I substantially changed the formulation section. Although the previous version contained a scholarly reference, it seemed both overly opaque and wandering. I also think the reasons/causes distinction is important. Perhaps the formulation section does not fit as well now with the rest of the article, but maybe someone else can help with that.Pascal's Revenge 03:58, 24 March 2007 (UTC)

<Comment on Principle of Sufficient Reason (first paragraph)—The principle of sufficient reason, usually attributed to Gottfried Leibniz, states in rough terms that anything that happens, does so for a definite reason. In other words, it denies that contingent events are really so, rather than a description of our ignorance of their detailed causes.>

[edit] Whooaaa

It is a scholarly esoteric thingy. The opening sentence would lead one to believe that everything is because of Gottfried Leibniz. Now I know he was a bright lad but that seems to be giving him a bit too much credit. --83.70.241.121 23:48, 1 April 2007 (UTC)


From The Teaching Company's Tapes; "Philosophy of Religion"; by Professor James H. Hall;

Lecture 12:TB1:143Chain of Natural Events:


.... a very ancient and honorable principle. It goes back as far as I have read in the history of philosophy, the philosophy of science, the history of anything. It is called the Principle of Sufficient Reason. I need to take a moment to explain to you what the principle of sufficient reason is because everything in cosmological and teleological argument is going to stand or fall on whether the principle of sufficient reason "a" is a legitimate principle and "b" has been carefully and properly followed.

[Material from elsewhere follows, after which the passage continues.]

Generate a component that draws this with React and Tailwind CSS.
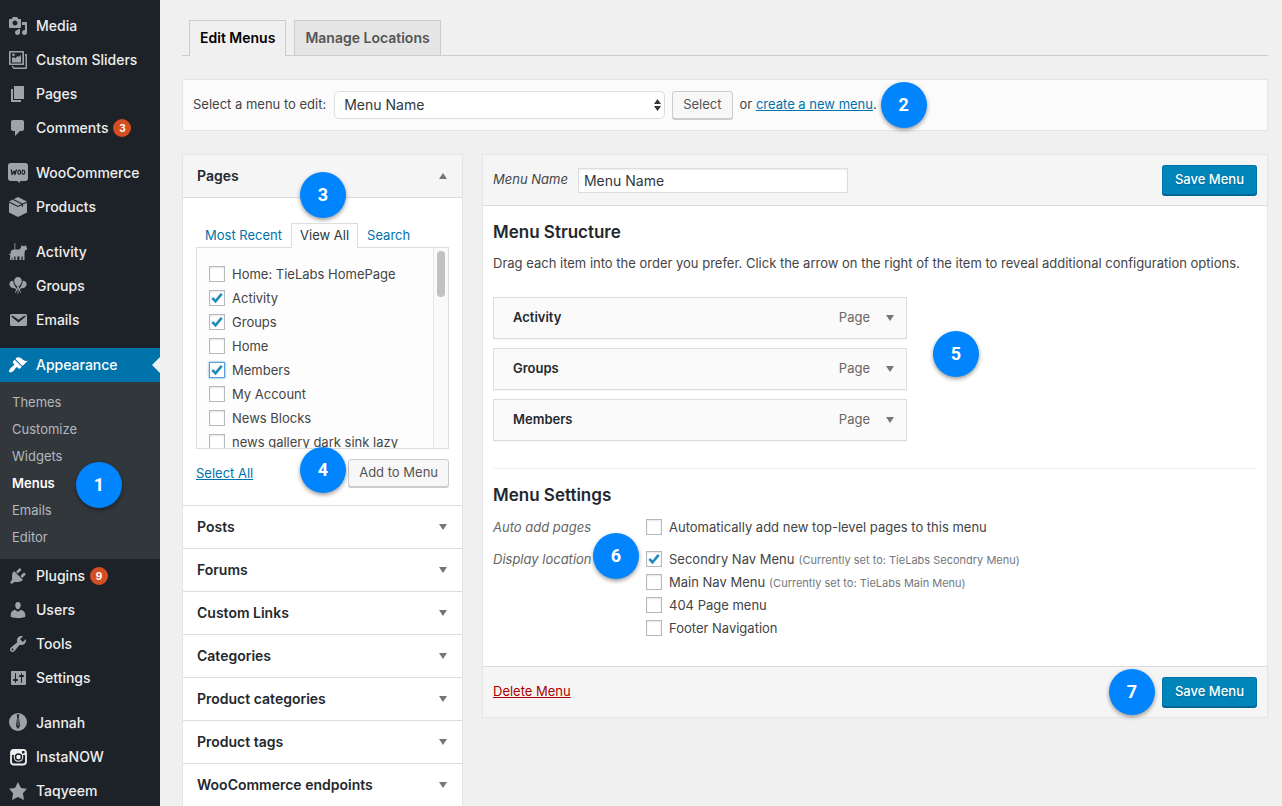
import { useState } from "react"

const menuItems = [
  { name: "Media", icon: "media" },
  { name: "Custom Sliders", icon: "sliders" },
  { name: "Pages", icon: "pages" },
  { name: "Comments", icon: "comments", count: 3 },
  { name: "WooCommerce", icon: "woo", gap: true },
  { name: "Products", icon: "products" },
  { name: "Activity", icon: "activity", gap: true },
  { name: "Groups", icon: "groups" },
  { name: "Emails", icon: "emails" },
  { name: "Appearance", icon: "appearance", gap: true, current: true },
  { name: "Plugins", icon: "plugins", count: 9 },
  { name: "Users", icon: "users" },
  { name: "Tools", icon: "tools" },
  { name: "Settings", icon: "settings" },
  { name: "Jannah", icon: "jannah", gap: true },
  { name: "InstaNOW", icon: "insta" },
  { name: "Taqyeem", icon: "star" },
]

const submenu = ["Themes", "Customize", "Widgets", "Menus", "Emails", "Editor"]

const pages = [
  { name: "Home: TieLabs HomePage" },
  { name: "Activity", checked: true },
  { name: "Groups", checked: true },
  { name: "Home" },
  { name: "Members", checked: true, focused: true },
  { name: "My Account" },
  { name: "News Blocks" },
  { name: "news gallery dark sink lazy" },
]

const sections = [
  "Posts",
  "Forums",
  "Custom Links",
  "Categories",
  "Product categories",
  "Product tags",
  "WooCommerce endpoints",
]

const locations = [
  { name: "Secondry Nav Menu", note: "(Currently set to: TieLabs Secondry Menu)", checked: true },
  { name: "Main Nav Menu", note: "(Currently set to: TieLabs Main Menu)" },
  { name: "404 Page menu" },
  { name: "Footer Navigation" },
]

const icons = {
  media: (
    <path d="M13 11V4c0-.55-.45-1-1-1h-1.67L9 1H5L3.67 3H2c-.55 0-1 .45-1 1v7c0 .55.45 1 1 1h10c.55 0 1-.45 1-1zM7 4.5c1.38 0 2.5 1.12 2.5 2.5S8.38 9.5 7 9.5 4.5 8.38 4.5 7 5.62 4.5 7 4.5zM14 6h5v10.5c0 1.38-1.12 2.5-2.5 2.5S14 17.88 14 16.5s1.12-2.5 2.5-2.5c.17 0 .34.02.5.05V9h-3V6zm-4 8.05V13h2v3.5c0 1.38-1.12 2.5-2.5 2.5S7 17.88 7 16.5 8.12 14 9.5 14c.17 0 .34.02.5.05z" />
  ),
  sliders: (
    <>
      <path
        fillRule="evenodd"
        d="M2 1h13c.6 0 1 .4 1 1v12c0 .6-.4 1-1 1H2c-.6 0-1-.4-1-1V2c0-.6.4-1 1-1zm.6 1.6v10.8h11.800V2.600z"
      />
      <path d="M4 12.500V8l2-1 1.500 1.500L9.500 6l1.500 1 2-2.500v8zM5.500 3.500a1.300 1.300 0 1 1 0 2.600 1.300 1.300 0 0 1 0-2.600z" />
      <path d="M17 4h2v14c0 .6-.4 1-1 1H5v-1.500H4V16h1.500v1.500H17.500V5.500H17z" />
    </>
  ),
  pages: <path d="M6 15V2h10v13H6zm-1 1h8v2H3V5h2v11z" />,
  comments: (
    <path d="M5 2h9c1.100 0 2 .9 2 2v7c0 1.100-.9 2-2 2h-2l-5 5v-5H5c-1.100 0-2-.9-2-2V4c0-1.100.9-2 2-2z" />
  ),
  woo: (
    <>
      <path d="M2.500 0h15C19 0 20 1 20 2.500v13c0 1.500-1 2.500-2.500 2.500H12v2l-3-2H2.500C1 18 0 17 0 15.500v-13C0 1 1 0 2.500 0z" />
      <path
        d="M3.200 6.800l1 4.700 1.900-3.500.8 3.500 1.500-4.700"
        fill="none"
        stroke="#1d2228"
        strokeWidth="1.300"
        strokeLinejoin="round"
        strokeLinecap="round"
      />
      <ellipse cx="11.200" cy="9.200" rx="1.400" ry="2" fill="none" stroke="#1d2228" strokeWidth="1.200" />
      <ellipse cx="15.400" cy="9.200" rx="1.400" ry="2" fill="none" stroke="#1d2228" strokeWidth="1.200" />
    </>
  ),
  products: (
    <>
      <path d="M10 0l9 4.500v11L10 20l-9-4.500v-11z" />
      <path d="M1 5l9 4.500L19 5M5.300 2.600l9 4.500v3" fill="none" stroke="#1d2228" strokeWidth="1.100" />
    </>
  ),
  activity: (
    <path d="M6.500 1h.8v6.500h4.200L13 5.500 13.500 3l1.200 1h2.200l1.200-1 .4 2.500.7.7-.4 1.500-1.800.5-.5 3V18h-1.800v-3.500h-1.300V18h-1.900v-3.500H9.300V18H7.500v-3.500H6.200V18H4.400v-3.500L3.300 18H1.800l.7-4.500-1.400-.8.600-1.200 1.100.3V9.300l1.500-1.500h2.200z" />
  ),
  groups: (
    <>
      <path d="M10 1c2.300 0 3.800 1.700 3.800 4 0 2.200-1.500 4.500-3.200 5.600L13 16.500l-.6.400-2-4.500V18h-.8v-5.600l-2 4.500-.6-.4 2.400-5.900C7.700 9.500 6.200 7.200 6.200 5c0-2.300 1.500-4 3.800-4z" />
      <path d="M5.300 4.800c-2.400-.2-3.900 1.300-3.900 3.100 0 2.700 2.800 4.600 5.500 4.400L9 15l.4-.4-1.600-3.400c-1.300-1.500-2.500-3.800-2.500-6.400zM14.700 4.800c2.400-.2 3.900 1.300 3.900 3.100 0 2.700-2.800 4.600-5.500 4.400L11 15l-.4-.4 1.600-3.400c1.300-1.500 2.500-3.800 2.500-6.400z" />
    </>
  ),
  emails: (
    <path d="M3.870 4h13.250C18.370 4 19 4.590 19 5.790v8.420c0 1.190-.63 1.790-1.880 1.790H3.870c-1.250 0-1.880-.6-1.880-1.790V5.790c0-1.200.63-1.790 1.880-1.790zm6.620 8.600l6.740-5.530c.24-.2.430-.66.130-1.070-.29-.41-.82-.42-1.170-.17l-5.700 3.860L4.800 5.830c-.35-.25-.88-.24-1.170.17-.3.410-.11.870.13 1.070z" />
  ),
  appearance: (
    <path d="M14.480 11.060L7.410 3.990l1.500-1.500c.5-.56 2.300-.47 3.510.32 1.210.8 1.430 1.280 2.910 2.100 1.180.64 2.450 1.260 4.450.85zm-.71.71L6.700 4.700 4.930 6.470c-.39.39-.39 1.020 0 1.410l1.060 1.060c.39.39.39 1.030 0 1.420-.6.6-1.430 1.110-2.210 1.690-.35.26-.7.53-1.010.84C1.430 14.230.4 16.080 1.400 17.070c.99 1 2.840-.03 4.180-1.360.31-.31.58-.66.85-1.020.57-.78 1.080-1.610 1.690-2.210.39-.39 1.020-.39 1.410 0l1.060 1.060c.39.39 1.020.39 1.410 0z" />
  ),
  plugins: (
    <path d="M13.110 4.360L9.870 7.600 8 5.730l3.240-3.240c.35-.34 1.050-.2 1.560.32.52.51.66 1.210.31 1.550zm-8 1.770l.91-1.120 9.010 9.010-1.190.84c-.71.71-2.630 1.160-3.820 1.160H6.140L4.900 17.260c-.59.59-1.540.59-2.120 0-.59-.58-.59-1.530 0-2.120l1.240-1.240v-3.880c0-1.130.4-3.190 1.090-3.890zm7.260 3.970l3.240-3.240c.34-.35 1.040-.21 1.550.31.52.51.66 1.210.31 1.550l-3.240 3.250z" />
  ),
  users: (
    <path d="M10 9.250c-2.270 0-2.730-3.440-2.730-3.440C7 4.020 7.820 2 9.970 2c2.160 0 2.980 2.020 2.710 3.810 0 0-.41 3.440-2.680 3.440zm0 2.570L12.720 10c2.390 0 4.520 2.330 4.520 4.530v2.490s-3.650 1.130-7.240 1.130c-3.650 0-7.240-1.130-7.240-1.130v-2.490c0-2.250 1.940-4.480 4.470-4.480z" />
  ),
  tools: (
    <path d="M16.680 9.770c-1.340 1.340-3.300 1.670-4.950.99l-5.410 6.520c-.99.99-2.590.99-3.580 0s-.99-2.590 0-3.570l6.520-5.420c-.68-1.650-.35-3.610.99-4.950 1.280-1.280 3.120-1.620 4.720-1.060l-2.890 2.890 2.820 2.820 2.860-2.870c.53 1.580.18 3.390-1.080 4.650zM3.810 16.210c.4.39 1.040.39 1.430 0 .4-.4.4-1.040 0-1.430-.39-.4-1.030-.4-1.430 0-.39.39-.39 1.030 0 1.430z" />
  ),
  settings: (
    <path d="M18 16V4c0-.55-.45-1-1-1H4c-.55 0-1 .45-1 1v12c0 .55.45 1 1 1h13c.55 0 1-.45 1-1zM8 11h1c.55 0 1 .45 1 1s-.45 1-1 1H8v1.500c0 .28-.22.5-.5.5s-.5-.22-.5-.5V13H6c-.55 0-1-.45-1-1s.45-1 1-1h1V5.500c0-.28.22-.5.5-.5s.5.22.5.5V11zm5-2h-1c-.55 0-1-.45-1-1s.45-1 1-1h1V5.500c0-.28.22-.5.5-.5s.5.22.5.5V7h1c.55 0 1 .45 1 1s-.45 1-1 1h-1v5.500c0 .28-.22.5-.5.5s-.5-.22-.5-.5V9z" />
  ),
  jannah: (
    <>
      <circle cx="10" cy="9" r="9" />
      <path d="M8.600 1.500h2.800L10.800 4l1.200 9-2 3-2-3 1.200-9z" fill="#1d2228" />
      <path d="M10 5v8" stroke="#9ea3a8" strokeWidth=".8" />
    </>
  ),
  insta: (
    <>
      <rect x="3" y="3" width="15" height="14.500" rx="3" fill="none" stroke="#f0f1f1" strokeWidth="1.800" />
      <path d="M3 4.500C3 3.500 4 2.500 5 2.500h11c1.200 0 2 .9 2 2V8H3z" fill="#f0f1f1" />
      <circle cx="10.500" cy="10" r="4.800" fill="#f0f1f1" />
      <circle cx="10.500" cy="10" r="3" fill="none" stroke="#1d2228" strokeWidth="1.500" />
      <rect x="14" y="4" width="2.500" height="2.500" fill="#1d2228" />
    </>
  ),
  star: <path d="M10 1l3 6 6 .75-4.120 4.620L16 19l-6-3-6 3 1.130-6.630L1 7.750 7 7z" />,
}

function Step({ n, className }) {
  return (
    <span
      className={`flex size-[46px] shrink-0 items-center justify-center rounded-full bg-[#0085ff] font-['Roboto',sans-serif] text-lg font-bold text-white shadow-[0_2px_4px_rgba(0,0,0,0.4)] ${className}`}
    >
      {n}
    </span>
  )
}

function Arrow({ up }) {
  return (
    <svg className="h-[6px] w-2 shrink-0 fill-[#72777c]" viewBox="0 0 8 6" aria-hidden="true">
      {up ? <path d="M0 6l4-6 4 6z" /> : <path d="M0 0h8L4 6z" />}
    </svg>
  )
}

function Checkbox({ label, note, checked, focused }) {
  return (
    <label className="flex items-center gap-[7px]">
      <span className="relative flex size-4 shrink-0">
        <input
          type="checkbox"
          defaultChecked={checked}
          className={`peer size-4 appearance-none border bg-white ${
            focused
              ? "border-[#5b9dd9] shadow-[0_0_2px_rgba(30,140,190,0.8)]"
              : "border-[#b4b9be] shadow-[inset_0_1px_2px_rgba(0,0,0,0.1)]"
          }`}
        />
        <svg
          className="pointer-events-none absolute inset-0 hidden size-4 peer-checked:block"
          viewBox="0 0 16 16"
          fill="none"
          stroke="#1e8cbe"
          strokeWidth="2.600"
          aria-hidden="true"
        >
          <path d="M3.300 7.800l3.200 3.500 6.200-7.500" />
        </svg>
      </span>
      <span className="whitespace-nowrap">
        {label}
        {note && <small className="ml-1 text-[11px] text-[#72777c]">{note}</small>}
      </span>
    </label>
  )
}

function Button({ children, className }) {
  return (
    <button
      className={`h-7 rounded-[3px] border border-[#ccc] bg-[#f7f7f7] px-[10px] text-[#555] shadow-[0_1px_0_#ccc] ${className}`}
    >
      {children}
    </button>
  )
}

function SaveButton() {
  return (
    <button className="h-[30px] rounded-[3px] border border-[#0073aa] border-b-[#006799] bg-[#0085ba] px-3 font-medium text-white shadow-[0_1px_0_#006799] text-shadow-[0_1px_1px_#006799]">
      Save Menu
    </button>
  )
}

function Sidebar() {
  return (
    <nav className="w-40 shrink-0 bg-[#1d2228] pt-[9px] text-sm font-medium text-[#eee]">
      <ul>
        {menuItems.map((item) => (
          <li key={item.name} className={item.gap ? "mt-[11px]" : ""}>
            <a
              href="#"
              className={`relative flex h-[34px] items-center gap-2 pl-2 ${
                item.current ? "bg-[#0073aa] text-white" : ""
              }`}
            >
              <svg
                className={`size-5 shrink-0 ${item.current ? "fill-white" : "fill-[#9ea3a8]"}`}
                viewBox="0 0 20 20"
                aria-hidden="true"
              >
                {icons[item.icon]}
              </svg>
              {item.name}
              {item.count && (
                <span className="-ml-[3px] flex size-[18px] items-center justify-center rounded-full bg-[#d54e21] text-[10px] font-bold text-white">
                  {item.count}
                </span>
              )}
              {item.current && (
                <span className="absolute right-0 border-8 border-l-0 border-transparent border-r-[#f0f0f0]" />
              )}
            </a>

            {item.current && (
              <ul className="relative bg-[#32373c] pt-[7px] pb-2 text-[13px] text-[#b4b9be]">
                {submenu.map((sub) => (
                  <li key={sub}>
                    <a
                      href="#"
                      className={`flex h-[27px] items-center pl-3 ${
                        sub === "Menus" ? "font-semibold text-white" : "font-normal"
                      }`}
                    >
                      {sub}
                    </a>
                  </li>
                ))}
                <Step n={1} className="absolute top-20 left-[76px]" />
              </ul>
            )}
          </li>
        ))}
      </ul>
    </nav>
  )
}

function AddItems() {
  return (
    <div className="w-[281px] shrink-0 border border-[#e5e5e5] bg-white">
      <div className="relative flex h-[43px] items-center justify-between border-b border-[#ddd] bg-[#f5f5f5] pr-[15px] pl-[14px]">
        <h3 className="text-sm font-semibold text-[#23282d]">Pages</h3>
        <Arrow up />
        <Step n={3} className="absolute top-[17px] left-[117px]" />
      </div>

      <div className="px-[13px] pt-[25px] pb-[17px]">
        <div className="flex h-6 text-[#0073aa]">
          <a href="#" className="px-[9px] pt-[3px]">Most Recent</a>
          <a
            href="#"
            className="relative z-10 -mb-px border border-b-0 border-[#ddd] bg-[#fdfdfd] px-2 pt-[2px] text-[#32373c]"
          >
            View All
          </a>
          <a href="#" className="px-[9px] pt-[3px]">Search</a>
        </div>

        <div className="flex h-[202px] border border-[#ddd] bg-[#fdfdfd]">
          <div className="flex flex-1 flex-col gap-2 overflow-hidden pt-[18px] pl-3 leading-4">
            {pages.map((page) => (
              <Checkbox key={page.name} label={page.name} checked={page.checked} focused={page.focused} />
            ))}
          </div>
          <div className="w-[15px] border-l border-[#e8e8e8] bg-[#fafafa] px-[3px] pt-[3px]">
            <div className="h-[46px] rounded-full bg-[#c1c1c1]" />
          </div>
        </div>

        <div className="mt-[10px] flex items-center justify-between">
          <a href="#" className="text-[#0073aa] underline">Select All</a>
          <div className="relative">
            <Step n={4} className="absolute top-[-12px] right-[103px]" />
            <Button className="mb-px block">Add to Menu</Button>
          </div>
        </div>
      </div>

      {sections.map((section) => (
        <div key={section} className="flex h-[43px] items-center justify-between border-t border-[#ddd] pr-[15px] pl-[14px]">
          <h3 className="text-sm font-semibold text-[#23282d]">{section}</h3>
          <Arrow />
        </div>
      ))}
    </div>
  )
}

function MenuEditor() {
  const [name, setName] = useState("Menu Name")

  return (
    <div className="min-w-0 flex-1 border border-[#e5e5e5] bg-white">
      <div className="flex h-[51px] items-center justify-between border-b border-[#ddd] bg-[#f5f5f5] px-[10px]">
        <label className="flex items-center gap-[10px] italic">
          Menu Name
          <input
            className="h-[25px] w-[270px] border border-[#ddd] bg-white px-[5px] text-sm text-[#32373c] not-italic shadow-[inset_0_1px_2px_rgba(0,0,0,0.07)]"
            value={name}
            onChange={(e) => setName(e.target.value)}
          />
        </label>
        <SaveButton />
      </div>

      <div className="px-[10px] pt-4">
        <h3 className="text-[17px] leading-5 font-semibold text-[#23282d]">Menu Structure</h3>
        <p className="mt-[11px] leading-5 whitespace-nowrap">
          Drag each item into the order you prefer. Click the arrow on the right of the item to reveal
          additional configuration options.
        </p>

        <div className="relative mt-6 w-[414px]">
          <ul className="flex flex-col gap-[9px]">
            {["Activity", "Groups", "Members"].map((item) => (
              <li
                key={item}
                className="flex h-[42px] items-center border border-[#ddd] bg-[#fafafa] pr-3 pl-[19px] shadow-[0_1px_1px_rgba(0,0,0,0.04)]"
              >
                <span className="flex-1 font-semibold text-[#23282d]">{item}</span>
                <span className="mr-4 text-[#666]">Page</span>
                <Arrow />
              </li>
            ))}
          </ul>
          <Step n={5} className="absolute top-[34px] left-[440px]" />
        </div>

        <hr className="mt-[27px] border-[#eee]" />

        <h3 className="mt-4 text-[17px] leading-5 font-semibold text-[#23282d]">Menu Settings</h3>

        <div className="mt-3 flex leading-5">
          <span className="w-[153px] text-[#666] italic">Auto add pages</span>
          <Checkbox label="Automatically add new top-level pages to this menu" />
        </div>
        <div className="relative mt-3 flex leading-5">
          <span className="w-[153px] text-[#666] italic">Display location</span>
          <div className="grid auto-rows-[20px] gap-[3px]">
            {locations.map((loc) => (
              <Checkbox key={loc.name} label={loc.name} note={loc.note} checked={loc.checked} />
            ))}
          </div>
          <Step n={6} className="absolute top-[-16px] left-[100px]" />
        </div>
      </div>

      <div className="mt-7 flex h-[51px] items-center border-t border-[#ddd] bg-[#f5f5f5] px-[10px]">
        <a href="#" className="mr-auto text-[#a00] underline">Delete Menu</a>
        <Step n={7} className="mr-[7px]" />
        <SaveButton />
      </div>
    </div>
  )
}

export default function App() {
  return (
    <div className="flex h-screen overflow-hidden bg-[#f0f0f0] font-['Inter',sans-serif] text-[13px] text-[#444]">
      <Sidebar />

      <main className="min-w-0 flex-1 pt-5 pr-[14px] pl-[22px]">
        {/* Tabs */}
        <div className="flex gap-2 border-b border-[#ccc] pl-[7px] text-sm leading-6 font-semibold">
          <a href="#" className="-mb-px border border-b-0 border-[#ccc] bg-[#f0f0f0] px-[10px] pt-[5px] pb-[6px] text-black">
            Edit Menus
          </a>
          <a href="#" className="border border-b-0 border-[#ccc] bg-[#e5e5e5] px-[10px] py-[5px] text-[#555]">
            Manage Locations
          </a>
        </div>

        {/* Menu picker */}
        <div className="mt-[23px] flex h-[52px] items-center border border-[#e5e5e5] bg-[#fbfbfb] px-[10px]">
          <label htmlFor="menu">Select a menu to edit:</label>
          <div className="relative ml-2">
            <select
              id="menu"
              className="block h-7 w-[331px] appearance-none rounded-[5px] border border-[#ddd] bg-white px-[9px] text-sm text-[#32373c]"
            >
              <option>Menu Name</option>
            </select>
            <svg
              className="pointer-events-none absolute top-2 right-1 h-3 w-[7px] fill-[#32373c]"
              viewBox="0 0 7 12"
              aria-hidden="true"
            >
              <path d="M0 5l3.500-5L7 5zM0 7h7l-3.500 5z" />
            </svg>
          </div>
          <Button className="ml-[7px]">Select</Button>
          <span className="ml-[7px]">
            or <a href="#" className="text-[#0073aa] underline">create a new menu</a>.
          </span>
          <Step n={2} className="ml-1" />
        </div>

        <div className="mt-[23px] flex items-start gap-[19px]">
          <AddItems />
          <MenuEditor />
        </div>
      </main>
    </div>
  )
}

Let me state the principle of reason in a different jargony fashion. Here is what the principle of reason amounts to. Nothing just happens. Things don't just come down. Whatever happens is connected and it is connected to other things that have happened and connected to other things that are going to happen. For people in our era, 20th and 21st centuries, the principle of sufficient reason is largely a principle of causation {chain of natural events}, that if something happens, it happens coming out of something that caused it, something that brought it about. Things just don't happen; they don't just come down.

The world is not, according to the principle of sufficient reasoning, booming and buzzing confusion. The world is an ordered place in which every event has a cause. I did not say every effect has a cause. If I said to you every effect has a cause and tried to present that as a great principle of reasoning, you would have every reason to be severely annoyed with me. That would be circular and question begging. Of course every effect has a cause. That is what an effect is. An effect is a product of a cause. I said every event has a cause, or, if you like, every cause is an effect. That is what the notion of sufficient reason amounts to, articulate {clear, distinct, and precise in relation to other parts, modes} in terms of causes. If something happens in the world which is the visible outcome of some kind of history, that is, at least in principle, traceable.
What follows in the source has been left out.